» WHAT NEEDS TO BE DONE: In the listing below, count the lines containing the string "Write" and state only the number.

Web page code records:
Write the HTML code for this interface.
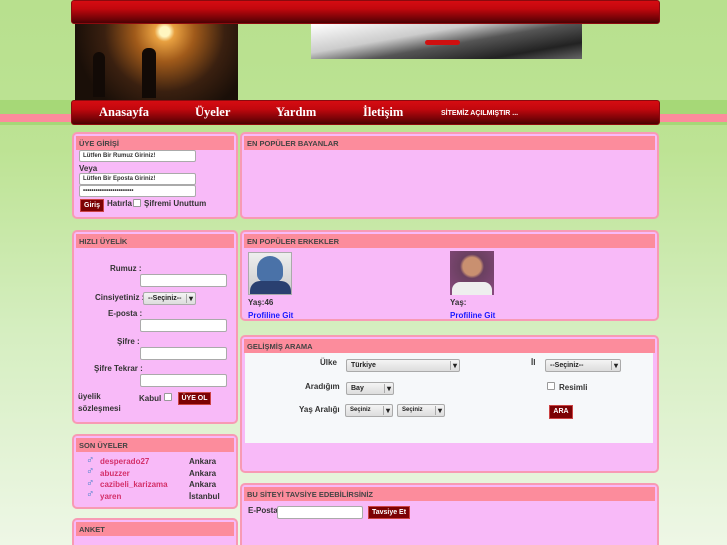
<!DOCTYPE html>
<html><head><meta charset="utf-8"><style>
*{margin:0;padding:0;box-sizing:border-box}
html,body{width:727px;height:545px;overflow:hidden}
body{position:relative;font-family:"Liberation Sans",sans-serif;font-size:8px;font-weight:bold;color:#333;
background:linear-gradient(#b8e08e 0px,#bde394 150px,#d5eec0 330px,#eef7e6 545px)}
.abs{position:absolute}
.band{left:0;width:727px;top:100px;height:25px;background:#a6d877}
.stripe{left:0;width:727px;top:114px;height:8px;background:#fc8c9c}
.bar{background:linear-gradient(#d60c12 0%,#c2080e 35%,#6a0206 85%,#4a0104 100%);border-radius:3px;border:1px solid #8a0a0e}
.box{background:#f8baf8;border:2px solid #f89ab4;border-radius:5px}
.hd{position:absolute;left:2px;right:2px;top:2px;height:14px;background:#fc8c9c;font-size:7.5px;color:#444;padding:3px 0 0 3px;white-space:nowrap}
.in{position:absolute;background:#fff;border:1px solid #aaa;border-radius:2px;font-size:6px;font-weight:bold;color:#333;padding:2px 3px;height:12px;white-space:nowrap;overflow:hidden}
.btn{position:absolute;background:#7c0204;color:#fff;font-size:7px;border:1px solid #c44;text-align:center;padding-top:2px}
.sel{position:absolute;background:linear-gradient(#f4f4f4,#ddd);border:1px solid #aaa;border-radius:2px;font-size:7px;color:#222;padding:2px 4px;height:13px}
.sel:after{content:"▾";position:absolute;right:2px;top:1px;font-size:8px;border-left:1px solid #aaa;padding-left:2px}
.cb{position:absolute;width:8px;height:8px;background:#fff;border:1px solid #999;border-radius:1px}
.nav{color:#fff;font-family:"Liberation Serif",serif;font-size:12.5px;font-weight:bold;top:105px}
.lk{color:#1a1aff}
.red{color:#d4306a}
.sym{position:absolute;color:#3a7cc8;font-size:11px;line-height:11px}
</style></head><body>
<div class="abs band"></div><div class="abs stripe"></div>
<div class="abs bar" style="left:71px;top:0;width:589px;height:24px"></div>
<div class="abs" style="left:75px;top:24px;width:163px;height:76px;background:radial-gradient(circle at 55% 10%,#fff6c0 0 5px,#e8a040 10px,#a05a1a 30px,#3a2010 60px,#1a0f08 90px)"></div>
<div class="abs" style="left:93px;top:52px;width:12px;height:45px;background:#120a06;border-radius:6px 6px 0 0"></div>
<div class="abs" style="left:142px;top:48px;width:14px;height:50px;background:#120a06;border-radius:6px 6px 0 0"></div>
<div class="abs" style="left:311px;top:24px;width:271px;height:35px;background:linear-gradient(170deg,#fff 0%,#ccc 35%,#555 55%,#222 80%,#666 100%)"></div>
<div class="abs" style="left:425px;top:40px;width:35px;height:5px;background:#d01010;border-radius:3px"></div>
<div class="abs bar" style="left:71px;top:100px;width:589px;height:25px"></div>
<div class="abs nav" style="left:99px">Anasayfa</div>
<div class="abs nav" style="left:195px">Üyeler</div>
<div class="abs nav" style="left:276px">Yardım</div>
<div class="abs nav" style="left:363px">İletişim</div>
<div class="abs" style="left:441px;top:110px;color:#fff;font-size:7px">SİTEMİZ AÇILMIŞTIR ...</div>

<!-- left -->
<div class="abs box" style="left:72px;top:132px;width:166px;height:87px"><div class="hd">ÜYE GİRİŞİ</div></div>
<div class="in" style="left:79px;top:150px;width:117px">Lütfen Bir Rumuz Giriniz!</div>
<div class="abs" style="left:79px;top:164px">Veya</div>
<div class="in" style="left:79px;top:173px;width:117px">Lütfen Bir Eposta Giriniz!</div>
<div class="in" style="left:79px;top:185px;width:117px">••••••••••••••••••••••••</div>
<div class="btn" style="left:80px;top:199px;width:24px;height:13px">Giriş</div>
<div class="abs" style="left:107px;top:199px">Hatırla</div><div class="cb" style="left:133px;top:199px"></div>
<div class="abs" style="left:144px;top:199px">Şifremi Unuttum</div>

<div class="abs box" style="left:72px;top:230px;width:166px;height:194px"><div class="hd">HIZLI ÜYELİK</div></div>
<div class="abs" style="left:110px;top:264px">Rumuz :</div>
<div class="in" style="left:140px;top:274px;width:87px;height:13px"></div>
<div class="abs" style="left:95px;top:293px">Cinsiyetiniz :</div>
<div class="sel" style="left:143px;top:292px;width:53px">--Seçiniz--</div>
<div class="abs" style="left:108px;top:309px">E-posta :</div>
<div class="in" style="left:140px;top:319px;width:87px;height:13px"></div>
<div class="abs" style="left:117px;top:337px">Şifre :</div>
<div class="in" style="left:140px;top:347px;width:87px;height:13px"></div>
<div class="abs" style="left:94px;top:364px">Şifre Tekrar :</div>
<div class="in" style="left:140px;top:374px;width:87px;height:13px"></div>
<div class="abs" style="left:78px;top:391px;line-height:12px">üyelik<br>sözleşmesi</div>
<div class="abs" style="left:139px;top:394px">Kabul</div><div class="cb" style="left:164px;top:393px"></div>
<div class="btn" style="left:178px;top:392px;width:33px;height:13px">ÜYE OL</div>

<div class="abs box" style="left:72px;top:434px;width:166px;height:75px"><div class="hd">SON ÜYELER</div></div>
<div class="sym" style="left:86px;top:455px">♂</div>
<div class="sym" style="left:86px;top:466px">♂</div>
<div class="sym" style="left:86px;top:478px">♂</div>
<div class="sym" style="left:86px;top:489px">♂</div>
<div class="abs red" style="left:100px;top:456px;line-height:11.6px">desperado27<br>abuzzer<br>cazibeli_karizama<br>yaren</div>
<div class="abs" style="left:189px;top:456px;line-height:11.6px">Ankara<br>Ankara<br>Ankara<br>İstanbul</div>

<div class="abs box" style="left:72px;top:518px;width:166px;height:40px"><div class="hd">ANKET</div></div>

<!-- right -->
<div class="abs box" style="left:240px;top:132px;width:419px;height:87px"><div class="hd">EN POPÜLER BAYANLAR</div></div>
<div class="abs box" style="left:240px;top:230px;width:419px;height:91px"><div class="hd">EN POPÜLER ERKEKLER</div></div>
<div class="abs" style="left:248px;top:252px;width:44px;height:43px;background:linear-gradient(#eee,#ccc);border:1px solid #aaa;overflow:hidden">
<div class="abs" style="left:8px;top:3px;width:26px;height:26px;background:#4a72a8;border-radius:50% 50% 30% 30%"></div>
<div class="abs" style="left:1px;top:28px;width:41px;height:14px;background:#2a4070;border-radius:10px 10px 0 0"></div></div>
<div class="abs" style="left:450px;top:251px;width:44px;height:44px;background:radial-gradient(circle at 50% 35%,#c99070 0 9px,#6a4060 12px,#8a4a80 100%);overflow:hidden">
<div class="abs" style="left:2px;top:31px;width:40px;height:13px;background:#eee;border-radius:8px 8px 0 0"></div></div>
<div class="abs" style="left:248px;top:296px;line-height:13px">Yaş:46<br><span class="lk">Profiline Git</span></div>
<div class="abs" style="left:450px;top:296px;line-height:13px">Yaş:<br><span class="lk">Profiline Git</span></div>

<div class="abs box" style="left:240px;top:335px;width:419px;height:138px"><div class="hd">GELİŞMİŞ ARAMA</div></div>
<div class="abs" style="left:245px;top:353px;width:408px;height:90px;background:#f6f8fa"></div>
<div class="abs" style="left:320px;top:358px">Ülke</div>
<div class="sel" style="left:346px;top:359px;width:114px">Türkiye</div>
<div class="abs" style="left:531px;top:358px">İl</div>
<div class="sel" style="left:545px;top:359px;width:76px">--Seçiniz--</div>
<div class="abs" style="left:305px;top:382px">Aradığım</div>
<div class="sel" style="left:346px;top:382px;width:48px">Bay</div>
<div class="cb" style="left:547px;top:382px"></div><div class="abs" style="left:559px;top:383px">Resimli</div>
<div class="abs" style="left:299px;top:405px">Yaş Aralığı</div>
<div class="sel" style="left:345px;top:404px;width:48px;font-size:6px">Seçiniz</div>
<div class="sel" style="left:397px;top:404px;width:48px;font-size:6px">Seçiniz</div>
<div class="btn" style="left:549px;top:405px;width:24px;height:14px">ARA</div>

<div class="abs box" style="left:240px;top:483px;width:419px;height:70px"><div class="hd">BU SİTEYİ TAVSİYE EDEBİLİRSİNİZ</div></div>
<div class="abs" style="left:248px;top:506px">E-Posta</div>
<div class="in" style="left:277px;top:506px;width:86px;height:13px"></div>
<div class="btn" style="left:368px;top:506px;width:42px;height:13px">Tavsiye Et</div>
</body></html>
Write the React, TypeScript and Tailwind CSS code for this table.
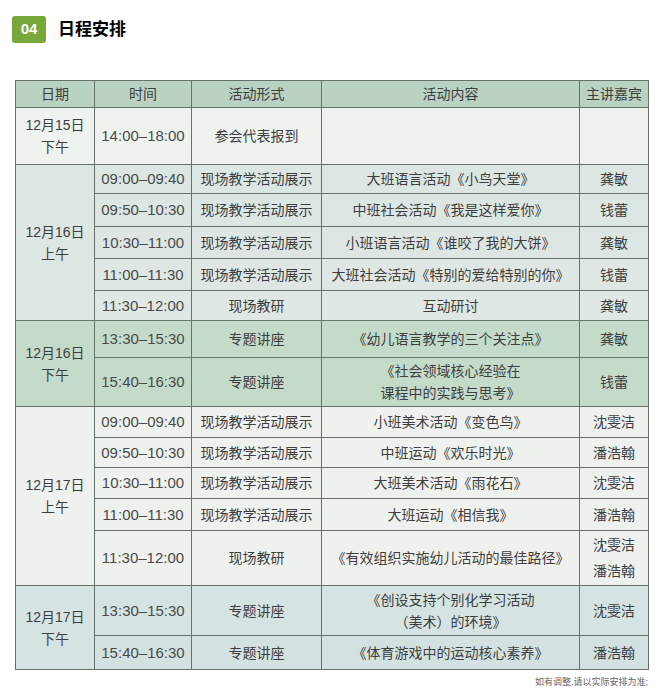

» WRITTEN SOLUTION: 2